Weeds are plants growing where you don’t want them to grow. Learning to identify weed types is the first step in preventing them from overrunning the lawn, vegetable garden or carefully planned flower bed. Weeds compete with other plants for sunlight, water and soil nutrients and they proliferate beyond control when left to grow freely. Weeds are divided into categories of broadleaf or grassy types.
  1. Broadleaf Characteristics

    • Broadleaf weeds have one main vein in the middle of the leaf with smaller veins branching out. The leaves are a variety of shapes, sizes, arrangements and edges. Some broadleaf weeds grow prostrate to the ground and some species are upright. Stems are both rounded and square shaped; and creeping broadleaf weeds may spread by stolen or rhizomes. Seedlings are commonly identified by a pair of seed leaves (cotyledon) followed by the growth of true leaves. Flowers develop as either a single blossom on the weed stem or as flower clusters. Broadleaf weeds have a fibrous root system consisting of a large primary taproot or a network of thin roots, or a combination of both.

    Common Broadleaf Weeds

    • Dandelion (Taraxacum officinale) is a perennial weed with coarsely lobed leaves in a rosette pattern and bright yellow flowers. The flowers first appear as a white globe that blows away easily in the wind. It is sometimes called blow-ball or lion’s tooth. It spreads by seed drop and segment generation from its long taproot. Prostrate spurge (Euphorbia supine) is an annual broadleaf weed with long stems, white flowers and opposite forming leave structure. It is similar in look to prostrate knotweed (Polygonum aviculare), which is also a summer annual that spreads by seed drop in the fall. Both curly dock (Rumex crispus) and blunt-leafdock (Rumex obtusifolius) have long, oval-shaped, rosette-formed leaves; and flowers that change from green to reddish.

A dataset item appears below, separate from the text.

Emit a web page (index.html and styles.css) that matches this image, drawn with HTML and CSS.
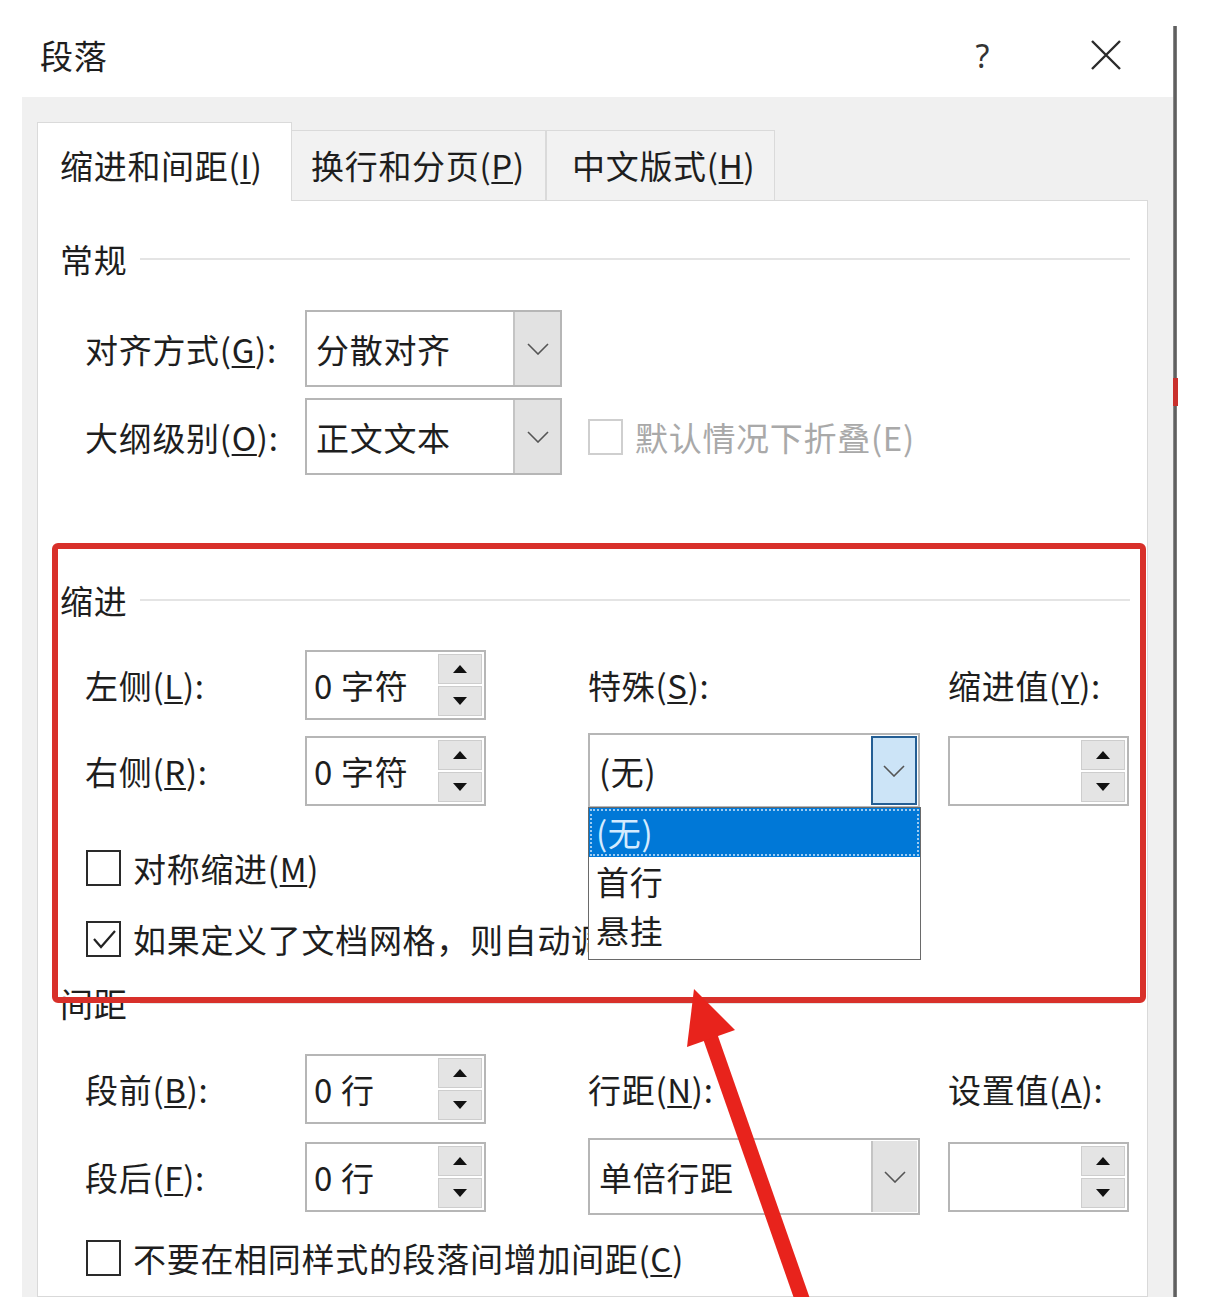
FILE: index.html
```html
<!DOCTYPE html>
<html lang="zh-CN">
<head>
<meta charset="utf-8">
<title>段落</title>
<link rel="stylesheet" href="styles.css">
</head>
<body>
<div class="screen">
  <div class="dialog">
    <div class="titlebar">
      <span class="title">段落</span>
      <span class="help">?</span>
      <span class="close"><svg width="32" height="32" viewBox="0 0 32 32"><path d="M2 2 L30 30 M30 2 L2 30" stroke="#2b2b2b" stroke-width="2.4" fill="none"/></svg></span>
    </div>
    <div class="body">
      <div class="tabs">
        <div class="tab active">缩进和间距(<u>I</u>)</div>
        <div class="tab t2">换行和分页(<u>P</u>)</div>
        <div class="tab t3">中文版式(<u>H</u>)</div>
      </div>
      <div class="panel">
        <div class="ghead g1"><span>常规</span><i></i></div>
        <div class="frow r1">
          <span class="lbl">对齐方式(<u>G</u>):</span>
          <div class="combo"><span class="cv">分散对齐</span><b class="btn"><svg width="22" height="12" viewBox="0 0 22 12"><polyline points="1,1 11,11 21,1" fill="none" stroke="#555" stroke-width="1.6"/></svg></b></div>
        </div>
        <div class="frow r2">
          <span class="lbl">大纲级别(<u>O</u>):</span>
          <div class="combo"><span class="cv">正文文本</span><b class="btn"><svg width="22" height="12" viewBox="0 0 22 12"><polyline points="1,1 11,11 21,1" fill="none" stroke="#555" stroke-width="1.6"/></svg></b></div>
          <span class="check disabled"><b class="box"></b>默认情况下折叠(E)</span>
        </div>

        <div class="ghead g2"><span>缩进</span><i></i></div>
        <div class="grid gi">
          <span class="lbl">左侧(<u>L</u>):</span>
          <div class="spin"><span class="sv">0 字符</span><span class="arrows"><b class="up"></b><b class="dn"></b></span></div>
          <span class="lbl">特殊(<u>S</u>):</span>
          <span class="lbl">缩进值(<u>Y</u>):</span>

          <span class="lbl">右侧(<u>R</u>):</span>
          <div class="spin"><span class="sv">0 字符</span><span class="arrows"><b class="up"></b><b class="dn"></b></span></div>
          <div class="combo wide focus"><span class="cv">(无)</span><b class="btn"><svg width="22" height="12" viewBox="0 0 22 12"><polyline points="1,1 11,11 21,1" fill="none" stroke="#555" stroke-width="1.6"/></svg></b>
            <ul class="list">
              <li class="sel">(无)</li>
              <li>首行</li>
              <li>悬挂</li>
            </ul>
          </div>
          <div class="spin"><span class="sv"></span><span class="arrows"><b class="up"></b><b class="dn"></b></span></div>
        </div>
        <div class="crow c1"><span class="check"><b class="box"></b>对称缩进(<u>M</u>)</span></div>
        <div class="crow c2"><span class="check"><b class="box"><svg width="30" height="30" viewBox="0 0 30 30"><polyline points="5,15 12,23 26,7" fill="none" stroke="#222" stroke-width="2.2"/></svg></b>如果定义了文档网格，则自动调整右缩进(<u>D</u>)</span></div>

        <div class="ghead g3"><span>间距</span><i></i></div>
        <div class="grid gs">
          <span class="lbl">段前(<u>B</u>):</span>
          <div class="spin"><span class="sv">0 行</span><span class="arrows"><b class="up"></b><b class="dn"></b></span></div>
          <span class="lbl">行距(<u>N</u>):</span>
          <span class="lbl">设置值(<u>A</u>):</span>

          <span class="lbl">段后(<u>F</u>):</span>
          <div class="spin"><span class="sv">0 行</span><span class="arrows"><b class="up"></b><b class="dn"></b></span></div>
          <div class="combo wide"><span class="cv">单倍行距</span><b class="btn"><svg width="22" height="12" viewBox="0 0 22 12"><polyline points="1,1 11,11 21,1" fill="none" stroke="#555" stroke-width="1.6"/></svg></b></div>
          <div class="spin"><span class="sv"></span><span class="arrows"><b class="up"></b><b class="dn"></b></span></div>
        </div>
        <div class="crow c3"><span class="check"><b class="box"></b>不要在相同样式的段落间增加间距(<u>C</u>)</span></div>
      </div>
    </div>
  </div>
  <div class="edge"><i class="mark"></i></div>
</div>
<div class="redbox"></div>
<svg class="arrow" width="1230" height="1297" viewBox="0 0 1230 1297">
  <line x1="710" y1="1036" x2="806" y2="1310" stroke="#e8231c" stroke-width="15"/>
  <polygon points="694,989 735,1030 687,1047" fill="#e8231c"/>
</svg>
</body>
</html>
```
FILE: styles.css
```css
* { box-sizing: border-box; margin: 0; padding: 0; }
html, body { width: 1230px; height: 1297px; overflow: hidden; background: #fff; }
body {
  position: relative;
  font-family: "Noto Sans CJK SC", "Noto Sans", sans-serif;
  font-size: 33px;
  letter-spacing: 0.7px;
  color: #1e1e1e;
}
u { text-decoration-thickness: 2px; text-underline-offset: 3px; }

.screen { display: flex; height: 1297px; }
.dialog { width: 1151px; margin-left: 22px; display: flex; flex-direction: column; }

.titlebar {
  height: 97px;
  display: flex;
  align-items: center;
  padding: 13px 51px 0 18px;
  background: #fff;
}
.title { flex: 1; line-height: 44px; }
.help { font-family: "Noto Sans", sans-serif; font-size: 32px; color: #333; margin-right: 100px; }
.close svg { display: block; }

.body {
  flex: 1;
  background: #f0f0f0;
  padding: 25px 25px 0 15px;
  display: flex;
  flex-direction: column;
}
.tabs { display: flex; align-items: flex-end; height: 78px; }
.tab {
  height: 70px;
  padding: 12px 0 0 19px;
  border: 1px solid #dadada;
  border-bottom: none;
  background: #f2f2f2;
  line-height: 44px;
  white-space: nowrap;
}
.tab.active {
  width: 255px;
  height: 79px;
  padding: 20px 0 0 22px;
  background: #fff;
  position: relative;
  z-index: 1;
  margin-bottom: -1px;
}
.tab.t2 { width: 254px; border-left: none; }
.tab.t3 { width: 229px; border-left: 1px solid #dadada; padding-left: 25px; }

.panel {
  flex: 1;
  background: #fff;
  border: 1px solid #d9d9d9;
  padding: 0 17px 0 22px;
  display: flex;
  flex-direction: column;
}

.ghead { display: flex; align-items: center; height: 40px; }
.ghead i { flex: 1; height: 2px; background: #e4e4e4; margin-left: 13px; }
.g1 { margin-top: 38px; }
.g2 { margin-top: 105px; }
.g3 { margin-top: 26px; }

.lbl { white-space: nowrap; }

.frow { display: flex; align-items: center; height: 77px; padding-left: 25px; }
.frow .lbl { width: 220px; }
.r1 { margin-top: 31px; }
.r2 { margin-top: 11px; }

.combo {
  position: relative;
  width: 257px;
  height: 77px;
  border: 2px solid #b6b6b6;
  background: #fff;
  display: flex;
  align-items: center;
}
.combo .cv { padding-left: 9px; white-space: nowrap; }
.combo .btn {
  margin-left: auto;
  width: 47px;
  height: 100%;
  background: #e2e2e2;
  border-left: 2px solid #c4c4c4;
  display: flex;
  align-items: center;
  justify-content: center;
}
.combo.wide { width: 332px; height: 75px; }
.gs .combo.wide { height: 77px; }
.combo.wide .btn { width: 46px; height: calc(100% - 2px); margin-right: 1px; }
.combo.focus .btn { background: #cce4f7; border: 2px solid #245e94; }

.list {
  position: absolute;
  left: -2px;
  top: calc(100% + 1px);
  width: 333px;
  list-style: none;
  background: #fff;
  border: 1px solid #6a6a6a;
  padding-bottom: 4px;
  z-index: 5;
}
.list li { height: 49px; line-height: 49px; padding-left: 7px; }
.list li.sel {
  background: #0078d7;
  color: #d4ebff;
  outline: 2px dotted #9ccbf2;
  outline-offset: -3px;
}

.check { display: flex; align-items: center; white-space: nowrap; }
.check .box {
  width: 35px;
  height: 36px;
  border: 2px solid #2a2a2a;
  background: #fff;
  margin-right: 12px;
  display: flex;
  align-items: center;
  justify-content: center;
}
.frow .check { margin-left: 26px; }
.check.disabled { color: #a9a9a9; }
.check.disabled .box { border-color: #cfcfcf; }

.grid {
  display: grid;
  grid-template-columns: 220px 283px 360px 181px;
  align-items: center;
  padding-left: 25px;
}
.gi { margin-top: 30px; grid-template-rows: 70px 75px; row-gap: 13px; }
.gs { margin-top: 31px; grid-template-rows: 70px 77px; row-gap: 14px; }

.spin {
  width: 181px;
  height: 70px;
  border: 2px solid #b6b6b6;
  background: #fff;
  display: flex;
  align-items: center;
  padding-left: 7px;
}
.spin .sv { white-space: nowrap; }
.spin .arrows {
  margin-left: auto;
  margin-right: 2px;
  width: 44px;
  height: 62px;
  display: flex;
  flex-direction: column;
  gap: 2px;
}
.spin .arrows b {
  flex: 1;
  background: #e4e4e4;
  border: 1px solid #cdcdcd;
  display: flex;
  align-items: center;
  justify-content: center;
}
.spin .arrows b::after { content: ""; width: 0; height: 0; border-left: 7px solid transparent; border-right: 7px solid transparent; }
.spin .arrows .up::after { border-bottom: 8px solid #111; }
.spin .arrows .dn::after { border-top: 8px solid #111; }

.crow { display: flex; align-items: center; height: 36px; padding-left: 26px; }
.c1 { margin-top: 42px; }
.c2 { margin-top: 35px; }
.c3 { margin-top: 25px; }

.edge {
  width: 4px;
  margin-top: 26px;
  background: linear-gradient(to right, #9a9a9a, #4f4f4f, #8a8a8a);
  position: relative;
}
.edge .mark {
  position: absolute;
  left: 0;
  top: 352px;
  width: 5px;
  height: 28px;
  background: #c9302c;
}

.redbox {
  position: absolute;
  left: 52px;
  top: 543px;
  width: 1094px;
  height: 460px;
  border: 6px solid #d8302a;
  border-radius: 6px;
  z-index: 10;
  pointer-events: none;
}
.arrow { position: absolute; left: 0; top: 0; z-index: 11; pointer-events: none; }
```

    Grassy Characteristics

    • The long narrow leaves of grassy weeds have parallel veins and a visible joint system. Joints –nodes-- are where the leaves attach themselves to the main stalk. The stalks are usually hollow except at the nodes. Grassy weeds grow in bunches or spread by rhizome or stolen. New leaves grow from the ground or a stem and are rolled or folded from a center spiral in the bud. The creeping, spreading habit of grassy weeds is created by an underground or above ground system of specialized stems that send out roots. The root system develops into a fibrous mass of tiny branches. The flower system of grassy weeds develops on one long stem, called a spikelet. Flowers are branched from the spikelet with one or many flowers.

    Common Grassy Weeds

    • Barnyardgrass (Echinochloa crus-galli), sometimes known as watergrass or summergrass, is a common bunch-type annual that spreads by seed from green to purplish seedheads. Smooth crabgrass (Digitaria ischaemum) is also a bunch-type weed that spreads by seed, but its seedhead is purple. Millet (Setaria faberi) is considered a grassy weed when not under cultivation. It grows several feet in height, is a summer annual and spreads by seed from a large greenish seedhead.